#### [INSTRUCTIONS FOR THE TASK]
Leave out the pictures and restate the rest of the data exactly.

*** MATERIAL PROVIDED ***

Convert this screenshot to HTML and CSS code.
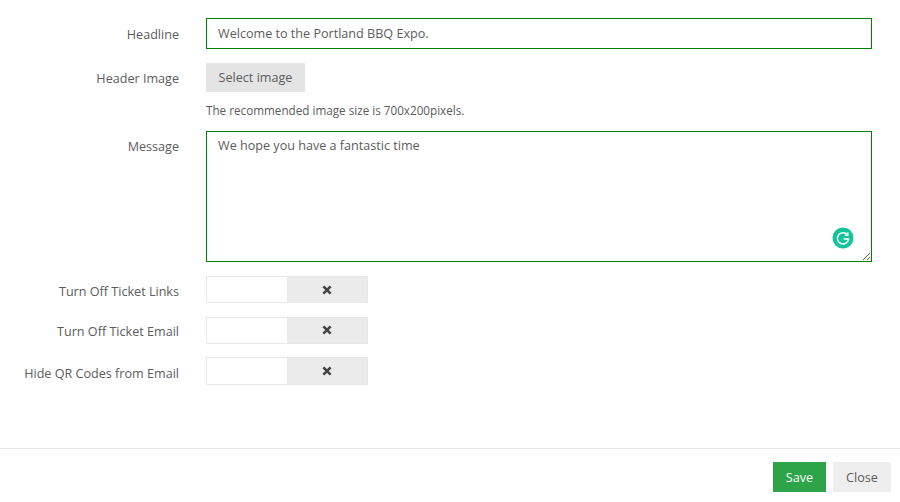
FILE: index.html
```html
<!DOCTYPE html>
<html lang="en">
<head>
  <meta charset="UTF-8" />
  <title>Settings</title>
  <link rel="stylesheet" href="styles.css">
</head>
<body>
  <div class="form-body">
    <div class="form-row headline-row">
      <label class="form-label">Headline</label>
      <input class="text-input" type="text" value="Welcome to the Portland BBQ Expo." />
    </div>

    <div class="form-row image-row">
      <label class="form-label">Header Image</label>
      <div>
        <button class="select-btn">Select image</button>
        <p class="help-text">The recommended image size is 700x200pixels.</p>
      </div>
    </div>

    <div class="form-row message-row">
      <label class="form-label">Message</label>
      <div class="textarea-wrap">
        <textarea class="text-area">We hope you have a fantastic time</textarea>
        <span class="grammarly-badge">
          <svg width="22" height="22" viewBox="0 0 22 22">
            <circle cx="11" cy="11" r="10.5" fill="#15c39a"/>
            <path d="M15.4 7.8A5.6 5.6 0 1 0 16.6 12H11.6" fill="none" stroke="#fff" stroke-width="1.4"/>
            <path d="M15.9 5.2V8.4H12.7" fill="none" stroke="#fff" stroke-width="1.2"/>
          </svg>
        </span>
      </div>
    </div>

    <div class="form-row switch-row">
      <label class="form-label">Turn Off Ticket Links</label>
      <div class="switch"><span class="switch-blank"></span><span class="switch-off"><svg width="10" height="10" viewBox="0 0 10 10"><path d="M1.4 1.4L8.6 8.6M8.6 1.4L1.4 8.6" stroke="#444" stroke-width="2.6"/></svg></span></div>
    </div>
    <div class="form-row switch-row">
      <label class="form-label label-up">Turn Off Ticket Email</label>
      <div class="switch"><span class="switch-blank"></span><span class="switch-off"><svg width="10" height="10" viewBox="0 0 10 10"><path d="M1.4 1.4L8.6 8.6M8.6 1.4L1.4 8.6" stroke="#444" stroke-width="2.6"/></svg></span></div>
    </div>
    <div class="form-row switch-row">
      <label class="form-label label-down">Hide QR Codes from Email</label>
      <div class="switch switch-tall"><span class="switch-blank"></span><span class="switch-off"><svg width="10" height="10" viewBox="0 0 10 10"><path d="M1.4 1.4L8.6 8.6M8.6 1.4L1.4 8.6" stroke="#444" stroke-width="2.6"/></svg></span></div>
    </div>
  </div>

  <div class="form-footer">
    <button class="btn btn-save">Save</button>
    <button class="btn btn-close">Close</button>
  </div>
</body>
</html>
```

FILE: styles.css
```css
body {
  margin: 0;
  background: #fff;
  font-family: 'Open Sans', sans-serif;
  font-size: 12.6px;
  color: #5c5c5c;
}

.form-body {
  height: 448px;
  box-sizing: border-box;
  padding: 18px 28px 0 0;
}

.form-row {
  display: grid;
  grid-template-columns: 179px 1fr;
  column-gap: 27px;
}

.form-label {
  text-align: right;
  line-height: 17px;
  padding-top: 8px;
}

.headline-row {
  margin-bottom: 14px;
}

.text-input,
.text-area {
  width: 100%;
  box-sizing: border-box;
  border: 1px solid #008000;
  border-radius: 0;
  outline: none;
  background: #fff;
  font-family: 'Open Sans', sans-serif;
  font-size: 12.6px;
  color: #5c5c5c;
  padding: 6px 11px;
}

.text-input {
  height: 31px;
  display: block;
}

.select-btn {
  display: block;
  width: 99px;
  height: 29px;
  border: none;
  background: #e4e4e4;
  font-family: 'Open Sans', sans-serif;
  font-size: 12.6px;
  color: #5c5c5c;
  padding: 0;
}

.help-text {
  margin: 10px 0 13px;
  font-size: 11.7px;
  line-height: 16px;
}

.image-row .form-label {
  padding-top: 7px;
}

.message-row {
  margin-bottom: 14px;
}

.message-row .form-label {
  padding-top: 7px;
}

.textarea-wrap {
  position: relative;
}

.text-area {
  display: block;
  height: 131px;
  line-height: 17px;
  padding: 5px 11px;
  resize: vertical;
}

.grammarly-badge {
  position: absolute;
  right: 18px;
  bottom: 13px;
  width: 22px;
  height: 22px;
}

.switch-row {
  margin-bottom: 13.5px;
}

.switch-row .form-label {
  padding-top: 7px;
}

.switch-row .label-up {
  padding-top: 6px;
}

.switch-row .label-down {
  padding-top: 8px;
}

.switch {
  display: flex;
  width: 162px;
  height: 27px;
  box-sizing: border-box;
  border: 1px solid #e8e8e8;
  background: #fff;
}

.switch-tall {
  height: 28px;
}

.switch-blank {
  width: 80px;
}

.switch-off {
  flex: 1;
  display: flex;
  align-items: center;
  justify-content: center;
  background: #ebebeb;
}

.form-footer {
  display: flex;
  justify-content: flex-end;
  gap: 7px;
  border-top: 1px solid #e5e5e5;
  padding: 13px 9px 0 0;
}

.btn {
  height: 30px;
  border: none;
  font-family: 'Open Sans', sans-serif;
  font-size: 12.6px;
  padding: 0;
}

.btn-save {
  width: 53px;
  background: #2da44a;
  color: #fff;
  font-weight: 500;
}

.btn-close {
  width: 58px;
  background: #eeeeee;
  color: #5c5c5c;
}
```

***

#### [WORKED SOLUTION]
Convert this screenshot to HTML and CSS code.
FILE: index.html
```html
<!DOCTYPE html>
<html lang="en">
<head>
  <meta charset="UTF-8" />
  <title>Settings</title>
  <link rel="stylesheet" href="styles.css">
</head>
<body>
  <div class="form-body">
    <div class="form-row headline-row">
      <label class="form-label">Headline</label>
      <input class="text-input" type="text" value="Welcome to the Portland BBQ Expo." />
    </div>

    <div class="form-row image-row">
      <label class="form-label">Header Image</label>
      <div>
        <button class="select-btn">Select image</button>
        <p class="help-text">The recommended image size is 700x200pixels.</p>
      </div>
    </div>

    <div class="form-row message-row">
      <label class="form-label">Message</label>
      <div class="textarea-wrap">
        <textarea class="text-area">We hope you have a fantastic time</textarea>
        <span class="grammarly-badge">
          <svg width="22" height="22" viewBox="0 0 22 22">
            <circle cx="11" cy="11" r="10.5" fill="#15c39a"/>
            <path d="M15.4 7.8A5.6 5.6 0 1 0 16.6 12H11.6" fill="none" stroke="#fff" stroke-width="1.4"/>
            <path d="M15.9 5.2V8.4H12.7" fill="none" stroke="#fff" stroke-width="1.2"/>
          </svg>
        </span>
      </div>
    </div>

    <div class="form-row switch-row">
      <label class="form-label">Turn Off Ticket Links</label>
      <div class="switch"><span class="switch-blank"></span><span class="switch-off"><svg width="10" height="10" viewBox="0 0 10 10"><path d="M1.4 1.4L8.6 8.6M8.6 1.4L1.4 8.6" stroke="#444" stroke-width="2.6"/></svg></span></div>
    </div>
    <div class="form-row switch-row">
      <label class="form-label label-up">Turn Off Ticket Email</label>
      <div class="switch"><span class="switch-blank"></span><span class="switch-off"><svg width="10" height="10" viewBox="0 0 10 10"><path d="M1.4 1.4L8.6 8.6M8.6 1.4L1.4 8.6" stroke="#444" stroke-width="2.6"/></svg></span></div>
    </div>
    <div class="form-row switch-row">
      <label class="form-label label-down">Hide QR Codes from Email</label>
      <div class="switch switch-tall"><span class="switch-blank"></span><span class="switch-off"><svg width="10" height="10" viewBox="0 0 10 10"><path d="M1.4 1.4L8.6 8.6M8.6 1.4L1.4 8.6" stroke="#444" stroke-width="2.6"/></svg></span></div>
    </div>
  </div>

  <div class="form-footer">
    <button class="btn btn-save">Save</button>
    <button class="btn btn-close">Close</button>
  </div>
</body>
</html>
```

FILE: styles.css
```css
body {
  margin: 0;
  background: #fff;
  font-family: 'Open Sans', sans-serif;
  font-size: 12.6px;
  color: #5c5c5c;
}

.form-body {
  height: 448px;
  box-sizing: border-box;
  padding: 18px 28px 0 0;
}

.form-row {
  display: grid;
  grid-template-columns: 179px 1fr;
  column-gap: 27px;
}

.form-label {
  text-align: right;
  line-height: 17px;
  padding-top: 8px;
}

.headline-row {
  margin-bottom: 14px;
}

.text-input,
.text-area {
  width: 100%;
  box-sizing: border-box;
  border: 1px solid #008000;
  border-radius: 0;
  outline: none;
  background: #fff;
  font-family: 'Open Sans', sans-serif;
  font-size: 12.6px;
  color: #5c5c5c;
  padding: 6px 11px;
}

.text-input {
  height: 31px;
  display: block;
}

.select-btn {
  display: block;
  width: 99px;
  height: 29px;
  border: none;
  background: #e4e4e4;
  font-family: 'Open Sans', sans-serif;
  font-size: 12.6px;
  color: #5c5c5c;
  padding: 0;
}

.help-text {
  margin: 10px 0 13px;
  font-size: 11.7px;
  line-height: 16px;
}

.image-row .form-label {
  padding-top: 7px;
}

.message-row {
  margin-bottom: 14px;
}

.message-row .form-label {
  padding-top: 7px;
}

.textarea-wrap {
  position: relative;
}

.text-area {
  display: block;
  height: 131px;
  line-height: 17px;
  padding: 5px 11px;
  resize: vertical;
}

.grammarly-badge {
  position: absolute;
  right: 18px;
  bottom: 13px;
  width: 22px;
  height: 22px;
}

.switch-row {
  margin-bottom: 13.5px;
}

.switch-row .form-label {
  padding-top: 7px;
}

.switch-row .label-up {
  padding-top: 6px;
}

.switch-row .label-down {
  padding-top: 8px;
}

.switch {
  display: flex;
  width: 162px;
  height: 27px;
  box-sizing: border-box;
  border: 1px solid #e8e8e8;
  background: #fff;
}

.switch-tall {
  height: 28px;
}

.switch-blank {
  width: 80px;
}

.switch-off {
  flex: 1;
  display: flex;
  align-items: center;
  justify-content: center;
  background: #ebebeb;
}

.form-footer {
  display: flex;
  justify-content: flex-end;
  gap: 7px;
  border-top: 1px solid #e5e5e5;
  padding: 13px 9px 0 0;
}

.btn {
  height: 30px;
  border: none;
  font-family: 'Open Sans', sans-serif;
  font-size: 12.6px;
  padding: 0;
}

.btn-save {
  width: 53px;
  background: #2da44a;
  color: #fff;
  font-weight: 500;
}

.btn-close {
  width: 58px;
  background: #eeeeee;
  color: #5c5c5c;
}
```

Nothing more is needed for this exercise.